The international system, however, set up after the Second World War, focused almost exclusively on refugees—persons who fled across borders to escape persecution. The 1951 Refugee Convention and the UN High Commissioner for Refugees (UNHCR) provided international protection to people who were outside their countries of origin and deprived of the protection of their own governments. As UNICEF’s Executive Director observed, ‘The world has established a minimum safety net for refugees,’ but ‘This is not yet the case with respect to internally displaced populations.’

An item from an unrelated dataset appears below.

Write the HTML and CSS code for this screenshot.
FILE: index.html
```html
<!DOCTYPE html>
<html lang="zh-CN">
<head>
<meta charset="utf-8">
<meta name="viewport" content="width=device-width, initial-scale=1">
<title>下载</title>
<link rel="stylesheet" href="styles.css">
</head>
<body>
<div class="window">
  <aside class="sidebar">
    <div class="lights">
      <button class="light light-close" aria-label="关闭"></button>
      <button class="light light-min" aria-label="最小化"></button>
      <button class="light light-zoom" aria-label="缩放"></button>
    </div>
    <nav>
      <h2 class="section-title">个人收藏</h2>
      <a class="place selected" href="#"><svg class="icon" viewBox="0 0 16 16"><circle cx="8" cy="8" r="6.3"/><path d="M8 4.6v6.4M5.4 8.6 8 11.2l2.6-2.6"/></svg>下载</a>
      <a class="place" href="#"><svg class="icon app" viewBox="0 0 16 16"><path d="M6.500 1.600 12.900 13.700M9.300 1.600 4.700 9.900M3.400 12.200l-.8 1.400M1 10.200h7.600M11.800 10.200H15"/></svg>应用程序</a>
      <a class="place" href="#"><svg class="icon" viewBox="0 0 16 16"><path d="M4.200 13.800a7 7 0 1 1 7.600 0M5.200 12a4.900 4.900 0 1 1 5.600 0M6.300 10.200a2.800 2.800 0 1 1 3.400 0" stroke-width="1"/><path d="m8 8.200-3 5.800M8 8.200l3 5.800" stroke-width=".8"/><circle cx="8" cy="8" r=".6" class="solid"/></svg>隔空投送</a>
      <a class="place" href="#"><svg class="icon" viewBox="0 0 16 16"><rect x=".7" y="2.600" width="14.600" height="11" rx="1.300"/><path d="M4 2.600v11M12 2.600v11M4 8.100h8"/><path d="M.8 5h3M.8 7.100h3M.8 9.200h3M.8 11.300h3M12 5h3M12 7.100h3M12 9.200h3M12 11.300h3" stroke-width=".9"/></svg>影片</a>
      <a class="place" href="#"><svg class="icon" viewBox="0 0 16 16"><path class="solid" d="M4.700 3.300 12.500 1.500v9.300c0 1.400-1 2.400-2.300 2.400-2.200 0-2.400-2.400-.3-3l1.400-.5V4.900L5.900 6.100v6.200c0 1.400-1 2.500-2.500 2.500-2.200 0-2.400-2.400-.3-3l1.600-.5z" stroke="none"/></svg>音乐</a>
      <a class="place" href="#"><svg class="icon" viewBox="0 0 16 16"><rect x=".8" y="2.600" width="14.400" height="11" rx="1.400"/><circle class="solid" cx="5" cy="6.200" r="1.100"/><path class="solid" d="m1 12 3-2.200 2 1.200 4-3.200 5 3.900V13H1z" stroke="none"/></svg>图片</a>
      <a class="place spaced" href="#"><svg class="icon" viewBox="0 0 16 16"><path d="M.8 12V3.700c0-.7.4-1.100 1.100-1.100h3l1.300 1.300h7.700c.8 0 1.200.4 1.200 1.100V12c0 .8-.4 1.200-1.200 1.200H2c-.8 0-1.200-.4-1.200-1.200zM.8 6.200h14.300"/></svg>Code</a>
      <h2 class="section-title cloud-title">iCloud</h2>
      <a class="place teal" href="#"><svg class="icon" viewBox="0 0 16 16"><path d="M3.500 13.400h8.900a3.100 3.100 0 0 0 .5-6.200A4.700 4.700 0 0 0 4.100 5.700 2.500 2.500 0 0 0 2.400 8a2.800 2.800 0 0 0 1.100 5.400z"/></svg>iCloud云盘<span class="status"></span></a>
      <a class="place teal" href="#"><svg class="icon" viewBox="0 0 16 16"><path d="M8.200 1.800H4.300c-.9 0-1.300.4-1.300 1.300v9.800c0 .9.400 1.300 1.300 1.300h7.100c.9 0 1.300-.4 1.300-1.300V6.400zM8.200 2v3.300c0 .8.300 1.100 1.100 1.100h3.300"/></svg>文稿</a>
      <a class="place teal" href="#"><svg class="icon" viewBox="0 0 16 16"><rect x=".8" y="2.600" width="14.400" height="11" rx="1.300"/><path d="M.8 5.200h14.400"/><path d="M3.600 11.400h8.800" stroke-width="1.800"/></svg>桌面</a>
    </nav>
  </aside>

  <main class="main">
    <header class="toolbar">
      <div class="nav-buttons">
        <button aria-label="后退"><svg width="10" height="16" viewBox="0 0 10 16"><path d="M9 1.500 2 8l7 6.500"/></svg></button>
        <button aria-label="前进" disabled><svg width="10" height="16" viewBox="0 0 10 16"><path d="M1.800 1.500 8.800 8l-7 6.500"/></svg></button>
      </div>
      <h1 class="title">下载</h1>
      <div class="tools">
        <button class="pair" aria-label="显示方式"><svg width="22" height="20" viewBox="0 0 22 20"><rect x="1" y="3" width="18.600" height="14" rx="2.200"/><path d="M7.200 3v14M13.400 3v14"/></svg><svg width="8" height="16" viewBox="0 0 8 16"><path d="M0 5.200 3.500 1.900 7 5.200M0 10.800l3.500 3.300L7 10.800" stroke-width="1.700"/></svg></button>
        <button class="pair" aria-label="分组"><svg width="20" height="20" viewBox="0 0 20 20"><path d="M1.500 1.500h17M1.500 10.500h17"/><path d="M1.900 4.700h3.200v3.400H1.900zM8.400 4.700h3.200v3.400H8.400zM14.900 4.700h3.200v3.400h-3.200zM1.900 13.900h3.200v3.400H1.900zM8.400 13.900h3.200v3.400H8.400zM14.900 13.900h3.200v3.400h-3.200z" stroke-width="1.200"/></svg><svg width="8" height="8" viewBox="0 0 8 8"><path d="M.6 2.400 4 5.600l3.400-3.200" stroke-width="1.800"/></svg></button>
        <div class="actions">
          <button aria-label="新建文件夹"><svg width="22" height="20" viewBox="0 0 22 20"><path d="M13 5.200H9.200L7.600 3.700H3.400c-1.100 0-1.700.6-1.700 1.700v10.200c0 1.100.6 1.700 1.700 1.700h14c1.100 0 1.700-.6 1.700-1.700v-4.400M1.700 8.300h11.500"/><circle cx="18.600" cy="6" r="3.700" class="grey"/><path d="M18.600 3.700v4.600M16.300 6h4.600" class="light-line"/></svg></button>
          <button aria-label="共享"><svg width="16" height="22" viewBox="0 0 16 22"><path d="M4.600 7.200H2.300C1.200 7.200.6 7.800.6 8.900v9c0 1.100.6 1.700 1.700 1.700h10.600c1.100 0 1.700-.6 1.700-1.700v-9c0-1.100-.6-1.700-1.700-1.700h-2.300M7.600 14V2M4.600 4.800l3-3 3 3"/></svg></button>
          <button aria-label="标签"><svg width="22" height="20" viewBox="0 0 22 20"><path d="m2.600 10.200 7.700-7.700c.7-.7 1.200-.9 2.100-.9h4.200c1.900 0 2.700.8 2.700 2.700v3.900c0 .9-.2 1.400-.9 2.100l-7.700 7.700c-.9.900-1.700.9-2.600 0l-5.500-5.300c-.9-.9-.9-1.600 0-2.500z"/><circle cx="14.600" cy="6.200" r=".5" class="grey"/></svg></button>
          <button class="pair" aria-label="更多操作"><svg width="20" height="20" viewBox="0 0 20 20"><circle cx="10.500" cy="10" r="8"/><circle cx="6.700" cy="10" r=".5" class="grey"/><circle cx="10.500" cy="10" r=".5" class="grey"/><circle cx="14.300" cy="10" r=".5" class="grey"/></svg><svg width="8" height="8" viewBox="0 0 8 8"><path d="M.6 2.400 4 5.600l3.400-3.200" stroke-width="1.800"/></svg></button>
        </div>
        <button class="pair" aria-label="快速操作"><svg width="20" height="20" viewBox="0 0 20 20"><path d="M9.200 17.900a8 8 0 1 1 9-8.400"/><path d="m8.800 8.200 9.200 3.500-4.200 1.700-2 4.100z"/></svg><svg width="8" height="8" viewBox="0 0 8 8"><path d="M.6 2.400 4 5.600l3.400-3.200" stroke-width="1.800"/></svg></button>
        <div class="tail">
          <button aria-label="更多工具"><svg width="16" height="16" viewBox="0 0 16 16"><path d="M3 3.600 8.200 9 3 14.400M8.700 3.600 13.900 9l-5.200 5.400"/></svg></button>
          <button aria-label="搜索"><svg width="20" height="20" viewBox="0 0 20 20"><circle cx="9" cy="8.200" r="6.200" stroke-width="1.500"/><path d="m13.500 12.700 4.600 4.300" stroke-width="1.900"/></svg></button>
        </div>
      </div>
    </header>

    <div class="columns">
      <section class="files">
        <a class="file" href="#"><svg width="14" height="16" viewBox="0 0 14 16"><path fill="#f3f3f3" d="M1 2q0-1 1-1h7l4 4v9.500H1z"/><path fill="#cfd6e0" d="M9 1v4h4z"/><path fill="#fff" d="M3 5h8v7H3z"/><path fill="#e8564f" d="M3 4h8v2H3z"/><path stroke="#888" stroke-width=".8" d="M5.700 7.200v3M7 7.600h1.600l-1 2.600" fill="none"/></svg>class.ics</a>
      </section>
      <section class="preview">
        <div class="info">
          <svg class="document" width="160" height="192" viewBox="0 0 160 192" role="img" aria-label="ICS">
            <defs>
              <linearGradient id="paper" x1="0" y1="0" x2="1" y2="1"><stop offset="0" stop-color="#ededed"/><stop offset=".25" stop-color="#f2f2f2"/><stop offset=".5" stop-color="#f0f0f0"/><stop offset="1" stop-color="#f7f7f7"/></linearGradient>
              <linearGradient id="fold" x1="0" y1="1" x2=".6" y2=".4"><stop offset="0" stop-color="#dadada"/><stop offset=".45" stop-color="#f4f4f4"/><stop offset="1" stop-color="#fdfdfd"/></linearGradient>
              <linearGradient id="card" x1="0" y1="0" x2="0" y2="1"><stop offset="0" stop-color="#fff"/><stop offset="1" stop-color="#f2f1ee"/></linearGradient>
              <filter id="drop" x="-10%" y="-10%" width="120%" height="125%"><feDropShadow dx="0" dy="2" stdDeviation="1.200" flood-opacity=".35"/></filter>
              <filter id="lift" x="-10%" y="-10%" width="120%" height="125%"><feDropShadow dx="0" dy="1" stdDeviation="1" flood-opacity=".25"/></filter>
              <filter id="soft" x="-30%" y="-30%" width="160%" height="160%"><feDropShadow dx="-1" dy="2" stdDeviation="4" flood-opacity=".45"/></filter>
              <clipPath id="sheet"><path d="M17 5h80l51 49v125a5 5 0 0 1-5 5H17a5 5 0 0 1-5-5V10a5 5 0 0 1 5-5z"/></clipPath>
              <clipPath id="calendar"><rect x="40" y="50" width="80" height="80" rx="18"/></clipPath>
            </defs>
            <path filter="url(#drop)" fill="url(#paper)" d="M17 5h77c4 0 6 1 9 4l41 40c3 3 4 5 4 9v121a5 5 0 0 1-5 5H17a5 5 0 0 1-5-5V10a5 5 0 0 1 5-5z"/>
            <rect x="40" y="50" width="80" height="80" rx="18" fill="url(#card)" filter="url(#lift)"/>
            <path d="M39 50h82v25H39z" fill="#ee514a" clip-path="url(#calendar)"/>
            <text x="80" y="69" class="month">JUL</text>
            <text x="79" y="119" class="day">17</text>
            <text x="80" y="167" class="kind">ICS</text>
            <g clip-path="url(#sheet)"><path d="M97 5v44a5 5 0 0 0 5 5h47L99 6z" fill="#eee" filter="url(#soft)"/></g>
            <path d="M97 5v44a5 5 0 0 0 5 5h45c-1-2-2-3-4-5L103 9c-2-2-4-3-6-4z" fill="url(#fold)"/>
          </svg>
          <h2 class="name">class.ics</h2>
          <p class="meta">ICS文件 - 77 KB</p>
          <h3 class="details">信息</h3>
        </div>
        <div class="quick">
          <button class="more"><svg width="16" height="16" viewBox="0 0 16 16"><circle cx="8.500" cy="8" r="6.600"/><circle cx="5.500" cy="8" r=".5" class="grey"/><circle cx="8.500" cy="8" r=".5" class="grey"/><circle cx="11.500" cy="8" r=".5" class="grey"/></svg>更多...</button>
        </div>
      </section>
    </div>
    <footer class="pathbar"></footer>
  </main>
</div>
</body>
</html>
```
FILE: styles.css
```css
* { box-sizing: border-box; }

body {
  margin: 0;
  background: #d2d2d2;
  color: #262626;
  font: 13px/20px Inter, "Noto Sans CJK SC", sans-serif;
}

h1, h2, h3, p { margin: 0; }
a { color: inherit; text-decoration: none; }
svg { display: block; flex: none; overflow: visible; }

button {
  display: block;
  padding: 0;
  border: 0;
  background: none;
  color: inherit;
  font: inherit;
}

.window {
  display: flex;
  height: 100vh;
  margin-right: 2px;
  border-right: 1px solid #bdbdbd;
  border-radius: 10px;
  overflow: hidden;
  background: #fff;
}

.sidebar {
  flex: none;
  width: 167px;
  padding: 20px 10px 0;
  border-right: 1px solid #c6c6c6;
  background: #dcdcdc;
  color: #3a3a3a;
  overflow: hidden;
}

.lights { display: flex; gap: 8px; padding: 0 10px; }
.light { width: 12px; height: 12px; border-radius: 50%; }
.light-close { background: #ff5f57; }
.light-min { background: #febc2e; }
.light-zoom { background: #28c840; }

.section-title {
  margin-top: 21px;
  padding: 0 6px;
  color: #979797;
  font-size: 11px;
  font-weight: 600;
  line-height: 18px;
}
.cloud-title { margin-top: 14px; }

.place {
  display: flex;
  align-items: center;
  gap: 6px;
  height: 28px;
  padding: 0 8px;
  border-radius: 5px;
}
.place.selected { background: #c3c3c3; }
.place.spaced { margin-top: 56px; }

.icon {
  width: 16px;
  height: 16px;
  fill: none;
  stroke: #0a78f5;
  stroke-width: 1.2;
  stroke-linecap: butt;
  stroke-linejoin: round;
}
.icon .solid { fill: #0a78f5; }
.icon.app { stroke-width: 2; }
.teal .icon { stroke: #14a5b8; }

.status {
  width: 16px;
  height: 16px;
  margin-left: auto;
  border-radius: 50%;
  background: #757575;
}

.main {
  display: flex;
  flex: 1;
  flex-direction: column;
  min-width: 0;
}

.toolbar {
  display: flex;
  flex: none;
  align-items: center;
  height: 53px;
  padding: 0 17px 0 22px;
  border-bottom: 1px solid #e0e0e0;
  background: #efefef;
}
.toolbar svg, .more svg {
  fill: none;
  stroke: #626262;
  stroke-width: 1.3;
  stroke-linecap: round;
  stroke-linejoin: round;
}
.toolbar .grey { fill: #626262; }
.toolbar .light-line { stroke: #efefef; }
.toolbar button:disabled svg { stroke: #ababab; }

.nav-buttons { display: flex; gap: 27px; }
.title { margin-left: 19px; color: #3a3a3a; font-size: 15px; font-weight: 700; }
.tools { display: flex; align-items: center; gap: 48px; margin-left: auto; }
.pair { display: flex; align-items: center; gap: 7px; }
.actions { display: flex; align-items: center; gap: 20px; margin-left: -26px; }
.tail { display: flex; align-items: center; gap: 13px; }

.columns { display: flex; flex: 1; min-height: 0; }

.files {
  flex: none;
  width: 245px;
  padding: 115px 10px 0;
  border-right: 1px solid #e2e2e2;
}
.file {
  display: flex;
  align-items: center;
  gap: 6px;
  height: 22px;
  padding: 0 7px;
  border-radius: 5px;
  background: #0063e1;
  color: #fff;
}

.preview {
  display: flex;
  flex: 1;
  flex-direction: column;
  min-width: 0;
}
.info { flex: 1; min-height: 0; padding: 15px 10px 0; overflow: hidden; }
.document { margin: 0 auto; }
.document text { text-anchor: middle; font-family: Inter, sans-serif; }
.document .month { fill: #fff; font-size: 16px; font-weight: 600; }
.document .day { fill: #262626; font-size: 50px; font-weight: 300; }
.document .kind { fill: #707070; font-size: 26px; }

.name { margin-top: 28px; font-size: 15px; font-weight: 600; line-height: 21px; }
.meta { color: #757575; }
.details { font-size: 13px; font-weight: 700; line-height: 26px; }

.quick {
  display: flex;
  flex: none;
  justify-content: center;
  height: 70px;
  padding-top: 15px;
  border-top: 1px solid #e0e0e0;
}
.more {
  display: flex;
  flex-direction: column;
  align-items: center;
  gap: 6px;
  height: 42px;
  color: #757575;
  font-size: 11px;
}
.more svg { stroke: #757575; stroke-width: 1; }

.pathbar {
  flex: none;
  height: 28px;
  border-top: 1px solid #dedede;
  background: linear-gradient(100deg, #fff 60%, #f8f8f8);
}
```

In the displaced persons camps set up after the Second World War in Europe, the UN Relief and Rehabilitation Administration, a predecessor of UNHCR, protected both refugees and IDPs. But during the Cold War, borders became sacrosanct and concepts of non-interference in internal affairs overrode most efforts to protect people inside their countries. During the Biafra civil war in the 1960s, the High Commissioner for Refugees restricted help to IDPs with the explanation that: ‘my Office is not in a position to deal with situations affecting nationals who find themselves within a territory of their country.’

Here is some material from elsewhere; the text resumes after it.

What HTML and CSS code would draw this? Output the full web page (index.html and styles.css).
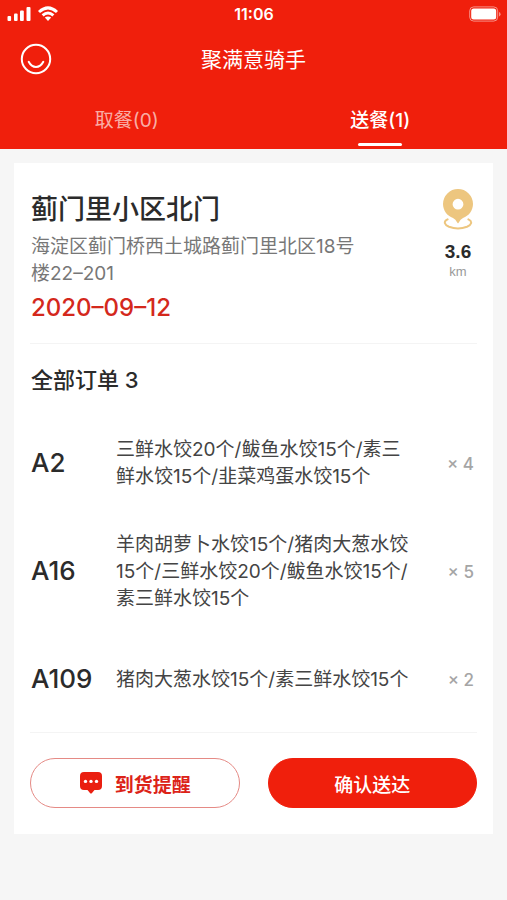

It was not until the 1990s that this gap in treatment was challenged and the international community began in a concerted way to try to assist and protect people uprooted inside their countries. UN Secretary-General Javier Perez de Cuellar pointed the way in 1991with these words: ‘We are clearly witnessing what is probably an irresistible shift in public attitudes towards the belief that the defense of the oppressed in the name of morality should prevail over frontiers and legal documents.’ Concepts of human security, sovereignty as responsibility and the responsibility to protect developed in large measure in response to the need of IDPs and other affected civilians for protection from the gross violations of human rights perpetrated in civil wars and internal strife.
This article examines the origin of R2P from the perspective of IDP protection and identifies the problems that arise in applying the concept to displaced persons. It then offers suggestions for reconciling R2P with IDPs so that the concept may benefit displaced persons, as was intended.
 Roberta Cohen and Francis M. Deng, Masses in Flight: The Global Crisis of Internal Displacement (Washington, DC: Brookings Institution Press, 1998), p. 3.
 James P. Grant, ‘Refugees, Internally Displaced and the Poor: An Evolving Ethos of Responsibility,’ address at the Round Table on the Papal Document, UNICEF, 9 March 1993.
 To be sure, the International Committee of the Red Cross had a special mandate to protect civilians in armed conflicts and beginning in the 1970s could explicitly act in non-international armed conflicts. But often it was denied entry and did not easily act in conflicts below the threshold of civil wars. UNHCR also began in the 1970s on a select basis to assist people displaced inside their own countries at the request of the General Assembly or Secretary-General. But by and large deference to traditional notions of sovereignty prohibited an international role with IDPs for much of the 20th century.
 Adam Lichtenheld, From Exclusion to Expansion: Internally Displaced People and the Evolution of the International Refugee Rights Regime , Spring 2008 (unpublished Senior Honors Thesis, University of Wisconsin, on file with author).
 Javier Perez de Cuellar, as quoted in Cohen and Deng, Masses in Flight , p. 1.